*TASK PROMPT*
Find and return each line containing "this".

# start of RECORDS SUPPLIED

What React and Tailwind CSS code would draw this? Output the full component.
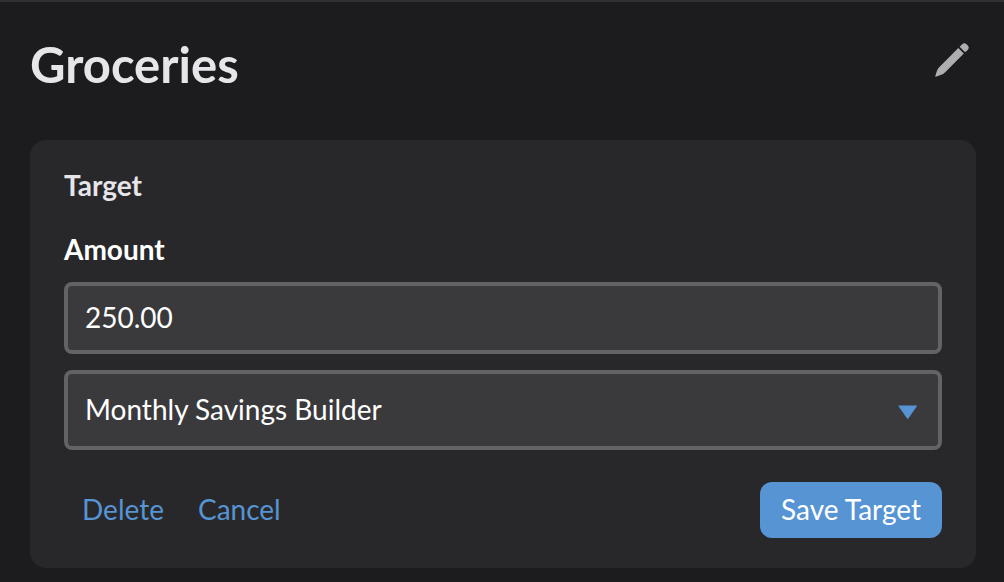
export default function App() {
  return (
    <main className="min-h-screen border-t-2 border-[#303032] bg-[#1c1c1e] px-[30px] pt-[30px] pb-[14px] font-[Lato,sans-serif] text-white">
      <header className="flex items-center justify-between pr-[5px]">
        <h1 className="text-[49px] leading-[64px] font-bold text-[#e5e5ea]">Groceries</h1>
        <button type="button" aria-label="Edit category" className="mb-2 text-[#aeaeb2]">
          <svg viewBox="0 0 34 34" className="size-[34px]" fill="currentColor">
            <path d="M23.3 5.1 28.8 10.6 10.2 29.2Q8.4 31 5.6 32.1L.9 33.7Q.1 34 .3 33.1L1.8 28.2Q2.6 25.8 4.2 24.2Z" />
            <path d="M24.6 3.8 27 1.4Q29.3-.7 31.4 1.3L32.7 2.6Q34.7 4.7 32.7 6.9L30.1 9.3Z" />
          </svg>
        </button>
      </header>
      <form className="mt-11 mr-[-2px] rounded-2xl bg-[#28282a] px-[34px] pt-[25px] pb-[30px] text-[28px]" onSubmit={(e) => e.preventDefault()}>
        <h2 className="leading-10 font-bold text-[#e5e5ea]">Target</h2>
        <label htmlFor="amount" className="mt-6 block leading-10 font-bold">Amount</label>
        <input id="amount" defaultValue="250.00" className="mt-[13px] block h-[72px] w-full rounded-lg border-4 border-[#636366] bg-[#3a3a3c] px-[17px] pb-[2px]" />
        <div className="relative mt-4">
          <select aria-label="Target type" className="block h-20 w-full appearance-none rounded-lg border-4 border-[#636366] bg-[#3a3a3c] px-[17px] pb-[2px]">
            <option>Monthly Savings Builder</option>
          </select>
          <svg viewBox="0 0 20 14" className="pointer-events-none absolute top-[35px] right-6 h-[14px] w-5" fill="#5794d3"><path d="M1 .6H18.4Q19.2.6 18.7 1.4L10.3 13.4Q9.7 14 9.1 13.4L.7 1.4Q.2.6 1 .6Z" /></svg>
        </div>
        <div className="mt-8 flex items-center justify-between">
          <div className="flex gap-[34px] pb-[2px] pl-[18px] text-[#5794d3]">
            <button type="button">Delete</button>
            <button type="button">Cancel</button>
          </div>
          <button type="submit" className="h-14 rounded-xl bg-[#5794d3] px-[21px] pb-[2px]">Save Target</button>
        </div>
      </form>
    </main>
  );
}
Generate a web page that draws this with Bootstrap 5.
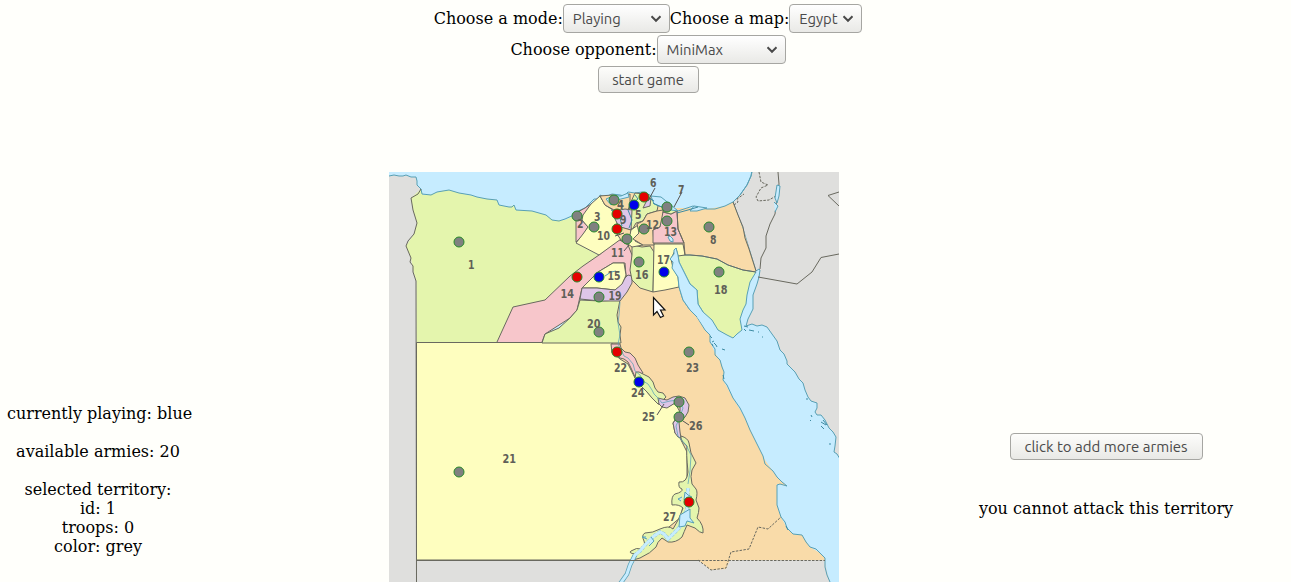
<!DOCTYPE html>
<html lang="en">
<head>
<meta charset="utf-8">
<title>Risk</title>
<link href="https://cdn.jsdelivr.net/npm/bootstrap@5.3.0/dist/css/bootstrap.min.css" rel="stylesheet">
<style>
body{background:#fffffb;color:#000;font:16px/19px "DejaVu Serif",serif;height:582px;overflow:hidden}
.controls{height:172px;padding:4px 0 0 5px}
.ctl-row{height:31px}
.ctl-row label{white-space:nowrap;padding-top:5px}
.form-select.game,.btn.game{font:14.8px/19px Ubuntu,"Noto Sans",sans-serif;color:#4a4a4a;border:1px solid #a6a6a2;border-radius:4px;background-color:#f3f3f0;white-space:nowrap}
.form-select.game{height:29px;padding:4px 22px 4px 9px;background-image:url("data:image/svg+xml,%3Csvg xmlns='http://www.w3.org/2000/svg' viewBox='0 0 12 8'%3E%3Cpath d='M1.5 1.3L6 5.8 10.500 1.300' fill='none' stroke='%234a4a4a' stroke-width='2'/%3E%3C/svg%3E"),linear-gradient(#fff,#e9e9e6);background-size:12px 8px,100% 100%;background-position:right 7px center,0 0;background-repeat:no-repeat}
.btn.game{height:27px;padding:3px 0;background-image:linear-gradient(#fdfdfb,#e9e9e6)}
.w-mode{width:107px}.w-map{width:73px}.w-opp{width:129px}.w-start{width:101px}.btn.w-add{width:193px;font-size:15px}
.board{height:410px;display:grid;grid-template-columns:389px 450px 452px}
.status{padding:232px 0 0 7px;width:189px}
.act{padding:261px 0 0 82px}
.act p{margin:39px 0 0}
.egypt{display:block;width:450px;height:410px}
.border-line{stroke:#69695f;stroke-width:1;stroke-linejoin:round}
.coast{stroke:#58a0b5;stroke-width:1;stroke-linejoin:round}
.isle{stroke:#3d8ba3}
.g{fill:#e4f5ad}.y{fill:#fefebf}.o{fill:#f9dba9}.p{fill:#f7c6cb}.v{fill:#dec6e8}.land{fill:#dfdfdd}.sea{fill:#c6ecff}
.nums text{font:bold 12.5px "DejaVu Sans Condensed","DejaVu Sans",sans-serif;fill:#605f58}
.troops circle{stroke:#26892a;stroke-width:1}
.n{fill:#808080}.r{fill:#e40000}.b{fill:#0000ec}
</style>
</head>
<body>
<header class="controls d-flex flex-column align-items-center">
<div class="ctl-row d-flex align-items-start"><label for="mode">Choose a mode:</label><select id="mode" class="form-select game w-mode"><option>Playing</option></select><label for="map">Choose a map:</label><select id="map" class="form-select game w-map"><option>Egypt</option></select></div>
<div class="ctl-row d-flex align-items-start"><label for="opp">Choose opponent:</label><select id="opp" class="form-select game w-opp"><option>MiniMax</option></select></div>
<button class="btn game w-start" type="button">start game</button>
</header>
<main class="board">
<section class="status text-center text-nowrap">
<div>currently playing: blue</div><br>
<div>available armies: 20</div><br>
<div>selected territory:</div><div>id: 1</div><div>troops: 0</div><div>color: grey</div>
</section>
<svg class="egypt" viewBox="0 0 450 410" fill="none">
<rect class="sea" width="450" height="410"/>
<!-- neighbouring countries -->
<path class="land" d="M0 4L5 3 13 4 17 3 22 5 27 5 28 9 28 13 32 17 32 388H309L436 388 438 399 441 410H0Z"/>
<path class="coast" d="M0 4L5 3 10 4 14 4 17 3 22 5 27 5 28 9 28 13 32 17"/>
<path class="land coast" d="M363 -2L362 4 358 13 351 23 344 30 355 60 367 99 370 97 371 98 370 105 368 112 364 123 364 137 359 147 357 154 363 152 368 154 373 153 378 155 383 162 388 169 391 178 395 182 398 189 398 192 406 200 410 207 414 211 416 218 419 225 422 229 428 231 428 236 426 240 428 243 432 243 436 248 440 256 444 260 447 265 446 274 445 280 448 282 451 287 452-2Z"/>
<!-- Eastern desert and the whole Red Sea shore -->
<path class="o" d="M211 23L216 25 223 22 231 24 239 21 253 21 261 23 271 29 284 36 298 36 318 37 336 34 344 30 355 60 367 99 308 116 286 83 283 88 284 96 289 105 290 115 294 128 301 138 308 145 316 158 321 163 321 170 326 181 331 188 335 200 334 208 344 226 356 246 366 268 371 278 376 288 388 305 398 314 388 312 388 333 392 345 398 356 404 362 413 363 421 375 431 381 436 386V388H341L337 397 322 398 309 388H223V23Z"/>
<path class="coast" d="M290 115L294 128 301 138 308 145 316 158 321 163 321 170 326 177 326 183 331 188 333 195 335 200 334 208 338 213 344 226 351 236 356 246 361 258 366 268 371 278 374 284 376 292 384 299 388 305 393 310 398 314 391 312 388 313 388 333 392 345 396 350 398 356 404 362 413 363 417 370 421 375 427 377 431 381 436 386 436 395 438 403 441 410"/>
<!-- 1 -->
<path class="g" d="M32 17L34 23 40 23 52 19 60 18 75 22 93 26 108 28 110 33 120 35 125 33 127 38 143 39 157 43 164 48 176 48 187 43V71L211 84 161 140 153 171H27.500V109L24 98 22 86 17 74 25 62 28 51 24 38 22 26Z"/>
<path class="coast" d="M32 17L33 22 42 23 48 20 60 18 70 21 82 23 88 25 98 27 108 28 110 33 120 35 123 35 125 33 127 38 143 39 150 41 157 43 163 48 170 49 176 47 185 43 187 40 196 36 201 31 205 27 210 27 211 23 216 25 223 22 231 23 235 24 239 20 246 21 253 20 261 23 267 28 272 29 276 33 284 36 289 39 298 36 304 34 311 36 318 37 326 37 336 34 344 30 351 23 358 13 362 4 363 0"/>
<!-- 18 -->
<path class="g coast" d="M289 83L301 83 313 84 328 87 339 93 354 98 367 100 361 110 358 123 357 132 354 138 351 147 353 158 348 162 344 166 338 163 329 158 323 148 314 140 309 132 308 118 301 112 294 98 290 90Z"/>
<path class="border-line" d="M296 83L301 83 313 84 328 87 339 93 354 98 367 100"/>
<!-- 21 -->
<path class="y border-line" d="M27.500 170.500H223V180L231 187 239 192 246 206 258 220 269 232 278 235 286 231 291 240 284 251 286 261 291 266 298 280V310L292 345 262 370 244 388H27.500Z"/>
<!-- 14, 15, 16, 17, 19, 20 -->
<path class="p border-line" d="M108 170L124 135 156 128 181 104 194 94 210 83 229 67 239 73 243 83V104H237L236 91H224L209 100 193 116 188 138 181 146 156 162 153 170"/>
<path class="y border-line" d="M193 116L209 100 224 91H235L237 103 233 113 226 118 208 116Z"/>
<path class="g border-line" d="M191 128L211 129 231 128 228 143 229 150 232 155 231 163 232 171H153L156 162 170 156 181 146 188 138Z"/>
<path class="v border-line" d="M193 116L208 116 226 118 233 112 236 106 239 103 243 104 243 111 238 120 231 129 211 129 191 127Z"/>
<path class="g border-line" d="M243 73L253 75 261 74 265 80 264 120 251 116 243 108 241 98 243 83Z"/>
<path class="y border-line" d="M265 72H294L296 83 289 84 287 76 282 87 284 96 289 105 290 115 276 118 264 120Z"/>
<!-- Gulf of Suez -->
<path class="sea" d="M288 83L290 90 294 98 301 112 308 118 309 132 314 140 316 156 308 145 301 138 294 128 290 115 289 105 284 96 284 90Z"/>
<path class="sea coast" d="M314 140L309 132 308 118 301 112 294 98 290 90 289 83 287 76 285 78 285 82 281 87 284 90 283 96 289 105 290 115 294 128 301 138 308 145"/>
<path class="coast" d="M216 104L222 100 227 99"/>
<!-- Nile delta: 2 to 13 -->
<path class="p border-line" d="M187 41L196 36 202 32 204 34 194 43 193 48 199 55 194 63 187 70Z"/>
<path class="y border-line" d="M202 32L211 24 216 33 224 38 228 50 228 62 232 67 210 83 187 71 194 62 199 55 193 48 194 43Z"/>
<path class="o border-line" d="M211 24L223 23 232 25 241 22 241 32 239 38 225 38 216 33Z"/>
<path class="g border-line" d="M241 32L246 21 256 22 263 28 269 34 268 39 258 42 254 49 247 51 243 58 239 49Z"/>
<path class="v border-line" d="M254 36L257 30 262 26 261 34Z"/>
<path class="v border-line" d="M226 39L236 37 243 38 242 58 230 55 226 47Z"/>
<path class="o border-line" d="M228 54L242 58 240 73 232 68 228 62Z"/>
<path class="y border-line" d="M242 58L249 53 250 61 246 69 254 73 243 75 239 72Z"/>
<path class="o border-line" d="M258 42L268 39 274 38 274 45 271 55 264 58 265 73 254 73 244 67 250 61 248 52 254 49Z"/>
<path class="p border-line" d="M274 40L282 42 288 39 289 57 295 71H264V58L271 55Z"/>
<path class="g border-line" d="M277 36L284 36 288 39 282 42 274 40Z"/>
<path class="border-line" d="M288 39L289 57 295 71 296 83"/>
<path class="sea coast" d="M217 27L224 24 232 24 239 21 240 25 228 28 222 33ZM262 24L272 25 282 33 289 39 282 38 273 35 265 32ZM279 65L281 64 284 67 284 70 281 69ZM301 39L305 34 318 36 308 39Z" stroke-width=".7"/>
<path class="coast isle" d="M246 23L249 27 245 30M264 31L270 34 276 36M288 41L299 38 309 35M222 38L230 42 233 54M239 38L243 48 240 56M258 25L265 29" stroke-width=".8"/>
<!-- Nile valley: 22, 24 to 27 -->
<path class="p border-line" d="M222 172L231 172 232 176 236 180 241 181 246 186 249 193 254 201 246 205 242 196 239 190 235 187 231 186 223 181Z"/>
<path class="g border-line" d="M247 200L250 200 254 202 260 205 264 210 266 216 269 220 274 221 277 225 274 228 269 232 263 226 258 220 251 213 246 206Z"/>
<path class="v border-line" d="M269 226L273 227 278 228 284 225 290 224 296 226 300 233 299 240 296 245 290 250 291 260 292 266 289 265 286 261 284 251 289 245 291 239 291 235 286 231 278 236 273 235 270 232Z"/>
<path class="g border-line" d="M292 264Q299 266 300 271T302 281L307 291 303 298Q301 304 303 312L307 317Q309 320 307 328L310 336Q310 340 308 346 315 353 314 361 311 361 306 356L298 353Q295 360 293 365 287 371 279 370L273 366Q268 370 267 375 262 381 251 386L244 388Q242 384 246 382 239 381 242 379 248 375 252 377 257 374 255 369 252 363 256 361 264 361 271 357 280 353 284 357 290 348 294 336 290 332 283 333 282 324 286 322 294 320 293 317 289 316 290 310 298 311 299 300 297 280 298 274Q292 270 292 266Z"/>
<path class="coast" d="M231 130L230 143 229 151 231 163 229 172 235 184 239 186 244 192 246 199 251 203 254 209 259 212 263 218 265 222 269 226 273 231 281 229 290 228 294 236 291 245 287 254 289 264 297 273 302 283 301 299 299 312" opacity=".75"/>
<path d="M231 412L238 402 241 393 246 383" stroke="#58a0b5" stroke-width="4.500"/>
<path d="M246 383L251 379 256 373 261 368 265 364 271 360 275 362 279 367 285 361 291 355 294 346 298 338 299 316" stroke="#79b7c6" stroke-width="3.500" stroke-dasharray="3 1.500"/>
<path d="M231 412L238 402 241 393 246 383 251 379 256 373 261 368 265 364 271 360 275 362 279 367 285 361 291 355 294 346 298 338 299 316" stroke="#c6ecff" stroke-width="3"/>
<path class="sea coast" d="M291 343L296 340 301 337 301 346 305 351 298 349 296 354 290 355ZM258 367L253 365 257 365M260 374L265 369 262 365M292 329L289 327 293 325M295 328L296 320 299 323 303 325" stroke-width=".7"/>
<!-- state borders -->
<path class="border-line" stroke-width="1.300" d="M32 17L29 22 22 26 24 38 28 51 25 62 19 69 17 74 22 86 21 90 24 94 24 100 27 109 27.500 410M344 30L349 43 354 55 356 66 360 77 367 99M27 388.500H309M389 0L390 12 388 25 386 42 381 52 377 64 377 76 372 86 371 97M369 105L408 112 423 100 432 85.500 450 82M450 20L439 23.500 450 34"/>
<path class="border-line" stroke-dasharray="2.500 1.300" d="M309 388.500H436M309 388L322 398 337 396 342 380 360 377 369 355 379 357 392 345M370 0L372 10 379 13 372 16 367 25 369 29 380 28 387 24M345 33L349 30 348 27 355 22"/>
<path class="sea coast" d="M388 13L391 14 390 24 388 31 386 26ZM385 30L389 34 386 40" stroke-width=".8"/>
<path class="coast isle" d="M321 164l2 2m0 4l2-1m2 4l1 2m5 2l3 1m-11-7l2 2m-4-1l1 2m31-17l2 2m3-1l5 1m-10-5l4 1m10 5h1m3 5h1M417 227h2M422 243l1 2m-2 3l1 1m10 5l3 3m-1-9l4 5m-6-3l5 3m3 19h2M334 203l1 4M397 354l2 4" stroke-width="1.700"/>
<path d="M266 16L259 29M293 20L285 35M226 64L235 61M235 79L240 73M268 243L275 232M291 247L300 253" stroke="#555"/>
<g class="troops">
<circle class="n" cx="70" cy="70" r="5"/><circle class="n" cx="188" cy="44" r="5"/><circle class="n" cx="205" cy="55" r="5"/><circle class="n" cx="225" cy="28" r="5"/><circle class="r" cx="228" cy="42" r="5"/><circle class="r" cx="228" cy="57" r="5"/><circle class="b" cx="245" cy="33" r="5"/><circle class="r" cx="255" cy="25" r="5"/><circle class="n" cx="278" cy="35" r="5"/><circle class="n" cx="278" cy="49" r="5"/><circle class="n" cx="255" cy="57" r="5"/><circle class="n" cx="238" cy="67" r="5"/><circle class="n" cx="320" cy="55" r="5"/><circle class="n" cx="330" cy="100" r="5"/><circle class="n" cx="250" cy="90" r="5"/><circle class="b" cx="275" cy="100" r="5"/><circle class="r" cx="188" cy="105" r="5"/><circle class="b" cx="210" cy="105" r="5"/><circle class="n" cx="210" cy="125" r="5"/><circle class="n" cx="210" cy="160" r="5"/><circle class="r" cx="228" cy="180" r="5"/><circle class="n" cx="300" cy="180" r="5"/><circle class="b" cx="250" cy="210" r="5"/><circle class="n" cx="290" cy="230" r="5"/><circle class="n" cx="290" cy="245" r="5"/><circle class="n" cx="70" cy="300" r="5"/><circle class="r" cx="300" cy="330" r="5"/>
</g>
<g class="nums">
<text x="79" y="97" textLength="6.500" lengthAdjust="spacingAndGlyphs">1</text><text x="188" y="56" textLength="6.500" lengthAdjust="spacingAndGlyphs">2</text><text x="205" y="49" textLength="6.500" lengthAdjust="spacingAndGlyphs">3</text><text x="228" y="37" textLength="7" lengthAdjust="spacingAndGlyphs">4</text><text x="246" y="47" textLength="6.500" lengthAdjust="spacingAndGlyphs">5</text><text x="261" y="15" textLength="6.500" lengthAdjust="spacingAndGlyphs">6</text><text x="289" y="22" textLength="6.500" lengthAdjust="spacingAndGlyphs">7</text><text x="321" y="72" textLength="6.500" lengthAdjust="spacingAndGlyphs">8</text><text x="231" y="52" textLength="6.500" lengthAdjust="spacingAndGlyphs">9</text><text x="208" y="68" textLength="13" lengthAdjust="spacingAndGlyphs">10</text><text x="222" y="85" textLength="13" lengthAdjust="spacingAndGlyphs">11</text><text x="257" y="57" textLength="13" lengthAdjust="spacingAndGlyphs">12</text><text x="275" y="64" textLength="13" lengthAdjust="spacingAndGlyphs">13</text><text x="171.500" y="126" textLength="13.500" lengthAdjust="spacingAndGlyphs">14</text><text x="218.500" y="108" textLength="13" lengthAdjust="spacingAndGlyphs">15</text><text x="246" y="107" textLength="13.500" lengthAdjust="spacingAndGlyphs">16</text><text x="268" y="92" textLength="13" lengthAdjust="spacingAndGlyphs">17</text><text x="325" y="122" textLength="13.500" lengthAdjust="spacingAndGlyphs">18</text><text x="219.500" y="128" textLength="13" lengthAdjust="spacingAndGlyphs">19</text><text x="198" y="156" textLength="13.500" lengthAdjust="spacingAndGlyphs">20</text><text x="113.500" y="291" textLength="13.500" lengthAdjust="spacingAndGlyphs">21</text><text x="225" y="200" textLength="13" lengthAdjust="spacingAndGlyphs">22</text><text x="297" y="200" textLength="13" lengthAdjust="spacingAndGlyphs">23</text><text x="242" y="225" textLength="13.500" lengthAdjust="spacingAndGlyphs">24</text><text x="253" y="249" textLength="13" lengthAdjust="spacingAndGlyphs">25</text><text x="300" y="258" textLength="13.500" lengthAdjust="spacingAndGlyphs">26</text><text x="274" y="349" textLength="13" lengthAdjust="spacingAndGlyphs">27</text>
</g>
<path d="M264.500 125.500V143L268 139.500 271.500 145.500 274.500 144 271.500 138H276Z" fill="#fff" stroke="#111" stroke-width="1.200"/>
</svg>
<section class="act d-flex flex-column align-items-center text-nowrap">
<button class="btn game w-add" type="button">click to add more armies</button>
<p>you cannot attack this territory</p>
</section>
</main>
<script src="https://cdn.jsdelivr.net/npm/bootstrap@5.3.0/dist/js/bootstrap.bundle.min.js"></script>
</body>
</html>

# end of RECORDS SUPPLIED

*THE REPLY*
What React and Tailwind CSS code would draw this? Output the full component.
Generate a web page that draws this with Bootstrap 5.
<p>you cannot attack this territory</p>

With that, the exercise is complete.